§ **STATED EXERCISE**
Reproduce the full listing below unchanged, apart from the pictures.

--- Start SOURCE MATERIAL ---

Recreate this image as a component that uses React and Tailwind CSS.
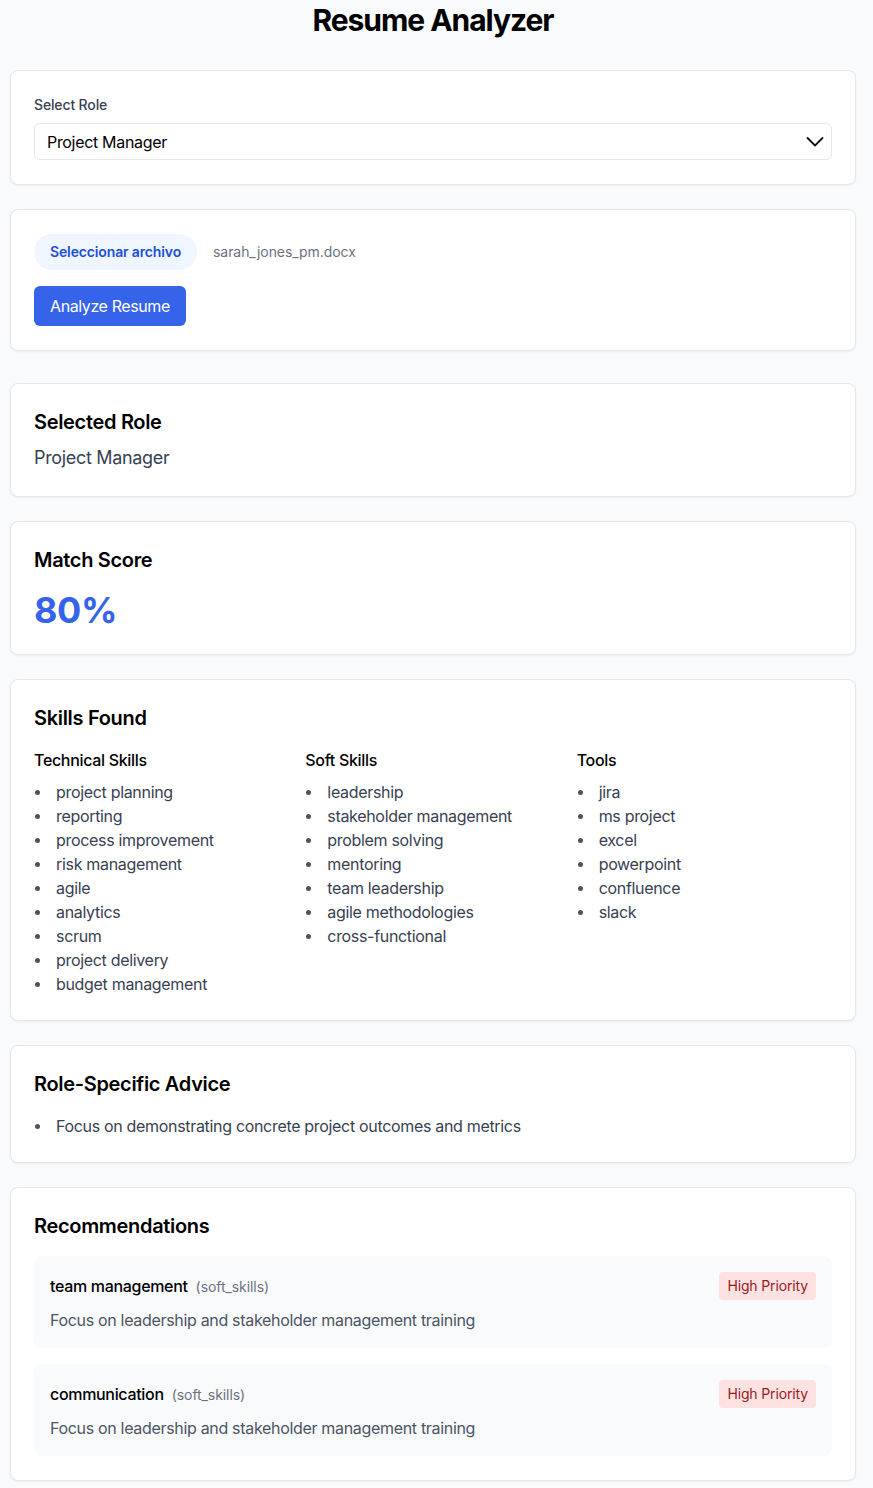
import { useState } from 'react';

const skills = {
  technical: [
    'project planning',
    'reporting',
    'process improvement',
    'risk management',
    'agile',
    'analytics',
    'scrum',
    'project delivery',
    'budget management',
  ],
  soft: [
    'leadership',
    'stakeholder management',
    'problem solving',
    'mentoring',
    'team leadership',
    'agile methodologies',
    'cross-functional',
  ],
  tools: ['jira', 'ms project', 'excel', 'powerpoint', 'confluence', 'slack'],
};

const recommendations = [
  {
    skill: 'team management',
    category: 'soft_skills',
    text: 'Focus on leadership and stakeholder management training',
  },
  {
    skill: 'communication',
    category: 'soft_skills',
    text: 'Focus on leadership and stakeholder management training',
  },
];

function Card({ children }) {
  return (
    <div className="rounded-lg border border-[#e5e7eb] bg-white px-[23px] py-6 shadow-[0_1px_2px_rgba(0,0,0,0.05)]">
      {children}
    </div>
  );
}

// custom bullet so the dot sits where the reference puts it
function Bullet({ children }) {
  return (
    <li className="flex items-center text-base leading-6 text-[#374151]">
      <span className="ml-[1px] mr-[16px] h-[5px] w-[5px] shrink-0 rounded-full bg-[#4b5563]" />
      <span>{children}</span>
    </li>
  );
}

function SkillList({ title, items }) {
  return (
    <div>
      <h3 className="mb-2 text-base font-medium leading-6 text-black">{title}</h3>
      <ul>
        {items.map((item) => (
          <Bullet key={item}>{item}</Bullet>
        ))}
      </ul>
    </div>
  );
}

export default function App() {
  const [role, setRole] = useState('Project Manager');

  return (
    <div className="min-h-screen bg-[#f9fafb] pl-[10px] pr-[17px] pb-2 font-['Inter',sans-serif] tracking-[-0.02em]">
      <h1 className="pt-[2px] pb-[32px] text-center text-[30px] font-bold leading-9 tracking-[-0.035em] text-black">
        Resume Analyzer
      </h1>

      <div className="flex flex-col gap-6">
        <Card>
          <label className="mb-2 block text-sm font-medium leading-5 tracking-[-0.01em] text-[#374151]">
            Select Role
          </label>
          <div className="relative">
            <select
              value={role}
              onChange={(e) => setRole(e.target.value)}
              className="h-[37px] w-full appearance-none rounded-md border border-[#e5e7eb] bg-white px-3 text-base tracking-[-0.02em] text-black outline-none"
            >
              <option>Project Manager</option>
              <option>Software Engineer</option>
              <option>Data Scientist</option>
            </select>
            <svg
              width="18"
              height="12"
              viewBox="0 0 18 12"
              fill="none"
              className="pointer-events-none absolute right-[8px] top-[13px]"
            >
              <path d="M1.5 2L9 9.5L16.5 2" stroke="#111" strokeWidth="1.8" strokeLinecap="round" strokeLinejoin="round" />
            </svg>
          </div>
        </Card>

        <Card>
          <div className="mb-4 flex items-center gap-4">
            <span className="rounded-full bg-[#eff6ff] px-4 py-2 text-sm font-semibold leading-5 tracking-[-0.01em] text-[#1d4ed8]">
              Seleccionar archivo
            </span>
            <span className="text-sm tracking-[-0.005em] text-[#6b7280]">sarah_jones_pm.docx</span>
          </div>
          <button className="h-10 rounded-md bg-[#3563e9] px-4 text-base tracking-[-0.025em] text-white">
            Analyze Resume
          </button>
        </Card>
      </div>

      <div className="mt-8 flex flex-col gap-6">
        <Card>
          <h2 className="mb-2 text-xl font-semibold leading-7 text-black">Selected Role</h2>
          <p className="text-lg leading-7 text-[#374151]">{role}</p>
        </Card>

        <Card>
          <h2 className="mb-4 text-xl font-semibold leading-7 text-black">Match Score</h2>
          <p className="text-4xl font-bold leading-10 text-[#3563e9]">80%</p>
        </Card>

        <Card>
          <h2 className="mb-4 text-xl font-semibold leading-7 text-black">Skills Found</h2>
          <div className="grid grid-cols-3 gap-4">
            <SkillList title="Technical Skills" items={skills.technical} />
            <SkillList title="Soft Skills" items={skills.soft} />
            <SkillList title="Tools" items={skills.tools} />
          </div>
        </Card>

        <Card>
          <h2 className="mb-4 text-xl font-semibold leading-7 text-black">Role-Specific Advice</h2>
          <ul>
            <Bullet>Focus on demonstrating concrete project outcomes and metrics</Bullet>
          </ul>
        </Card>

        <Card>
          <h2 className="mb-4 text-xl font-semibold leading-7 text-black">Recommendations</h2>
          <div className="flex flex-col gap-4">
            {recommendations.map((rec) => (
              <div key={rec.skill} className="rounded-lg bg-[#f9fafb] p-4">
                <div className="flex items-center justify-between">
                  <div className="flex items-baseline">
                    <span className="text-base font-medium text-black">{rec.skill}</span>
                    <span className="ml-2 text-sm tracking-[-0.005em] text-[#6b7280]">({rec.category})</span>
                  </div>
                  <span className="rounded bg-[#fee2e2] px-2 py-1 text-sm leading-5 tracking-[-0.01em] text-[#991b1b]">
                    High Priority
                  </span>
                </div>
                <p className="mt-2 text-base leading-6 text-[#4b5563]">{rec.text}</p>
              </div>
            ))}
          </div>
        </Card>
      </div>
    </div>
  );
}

--- End SOURCE MATERIAL ---

§ **WRITTEN SOLUTION**
Recreate this image as a component that uses React and Tailwind CSS.
import { useState } from 'react';

const skills = {
  technical: [
    'project planning',
    'reporting',
    'process improvement',
    'risk management',
    'agile',
    'analytics',
    'scrum',
    'project delivery',
    'budget management',
  ],
  soft: [
    'leadership',
    'stakeholder management',
    'problem solving',
    'mentoring',
    'team leadership',
    'agile methodologies',
    'cross-functional',
  ],
  tools: ['jira', 'ms project', 'excel', 'powerpoint', 'confluence', 'slack'],
};

const recommendations = [
  {
    skill: 'team management',
    category: 'soft_skills',
    text: 'Focus on leadership and stakeholder management training',
  },
  {
    skill: 'communication',
    category: 'soft_skills',
    text: 'Focus on leadership and stakeholder management training',
  },
];

function Card({ children }) {
  return (
    <div className="rounded-lg border border-[#e5e7eb] bg-white px-[23px] py-6 shadow-[0_1px_2px_rgba(0,0,0,0.05)]">
      {children}
    </div>
  );
}

// custom bullet so the dot sits where the reference puts it
function Bullet({ children }) {
  return (
    <li className="flex items-center text-base leading-6 text-[#374151]">
      <span className="ml-[1px] mr-[16px] h-[5px] w-[5px] shrink-0 rounded-full bg-[#4b5563]" />
      <span>{children}</span>
    </li>
  );
}

function SkillList({ title, items }) {
  return (
    <div>
      <h3 className="mb-2 text-base font-medium leading-6 text-black">{title}</h3>
      <ul>
        {items.map((item) => (
          <Bullet key={item}>{item}</Bullet>
        ))}
      </ul>
    </div>
  );
}

export default function App() {
  const [role, setRole] = useState('Project Manager');

  return (
    <div className="min-h-screen bg-[#f9fafb] pl-[10px] pr-[17px] pb-2 font-['Inter',sans-serif] tracking-[-0.02em]">
      <h1 className="pt-[2px] pb-[32px] text-center text-[30px] font-bold leading-9 tracking-[-0.035em] text-black">
        Resume Analyzer
      </h1>

      <div className="flex flex-col gap-6">
        <Card>
          <label className="mb-2 block text-sm font-medium leading-5 tracking-[-0.01em] text-[#374151]">
            Select Role
          </label>
          <div className="relative">
            <select
              value={role}
              onChange={(e) => setRole(e.target.value)}
              className="h-[37px] w-full appearance-none rounded-md border border-[#e5e7eb] bg-white px-3 text-base tracking-[-0.02em] text-black outline-none"
            >
              <option>Project Manager</option>
              <option>Software Engineer</option>
              <option>Data Scientist</option>
            </select>
            <svg
              width="18"
              height="12"
              viewBox="0 0 18 12"
              fill="none"
              className="pointer-events-none absolute right-[8px] top-[13px]"
            >
              <path d="M1.5 2L9 9.5L16.5 2" stroke="#111" strokeWidth="1.8" strokeLinecap="round" strokeLinejoin="round" />
            </svg>
          </div>
        </Card>

        <Card>
          <div className="mb-4 flex items-center gap-4">
            <span className="rounded-full bg-[#eff6ff] px-4 py-2 text-sm font-semibold leading-5 tracking-[-0.01em] text-[#1d4ed8]">
              Seleccionar archivo
            </span>
            <span className="text-sm tracking-[-0.005em] text-[#6b7280]">sarah_jones_pm.docx</span>
          </div>
          <button className="h-10 rounded-md bg-[#3563e9] px-4 text-base tracking-[-0.025em] text-white">
            Analyze Resume
          </button>
        </Card>
      </div>

      <div className="mt-8 flex flex-col gap-6">
        <Card>
          <h2 className="mb-2 text-xl font-semibold leading-7 text-black">Selected Role</h2>
          <p className="text-lg leading-7 text-[#374151]">{role}</p>
        </Card>

        <Card>
          <h2 className="mb-4 text-xl font-semibold leading-7 text-black">Match Score</h2>
          <p className="text-4xl font-bold leading-10 text-[#3563e9]">80%</p>
        </Card>

        <Card>
          <h2 className="mb-4 text-xl font-semibold leading-7 text-black">Skills Found</h2>
          <div className="grid grid-cols-3 gap-4">
            <SkillList title="Technical Skills" items={skills.technical} />
            <SkillList title="Soft Skills" items={skills.soft} />
            <SkillList title="Tools" items={skills.tools} />
          </div>
        </Card>

        <Card>
          <h2 className="mb-4 text-xl font-semibold leading-7 text-black">Role-Specific Advice</h2>
          <ul>
            <Bullet>Focus on demonstrating concrete project outcomes and metrics</Bullet>
          </ul>
        </Card>

        <Card>
          <h2 className="mb-4 text-xl font-semibold leading-7 text-black">Recommendations</h2>
          <div className="flex flex-col gap-4">
            {recommendations.map((rec) => (
              <div key={rec.skill} className="rounded-lg bg-[#f9fafb] p-4">
                <div className="flex items-center justify-between">
                  <div className="flex items-baseline">
                    <span className="text-base font-medium text-black">{rec.skill}</span>
                    <span className="ml-2 text-sm tracking-[-0.005em] text-[#6b7280]">({rec.category})</span>
                  </div>
                  <span className="rounded bg-[#fee2e2] px-2 py-1 text-sm leading-5 tracking-[-0.01em] text-[#991b1b]">
                    High Priority
                  </span>
                </div>
                <p className="mt-2 text-base leading-6 text-[#4b5563]">{rec.text}</p>
              </div>
            ))}
          </div>
        </Card>
      </div>
    </div>
  );
}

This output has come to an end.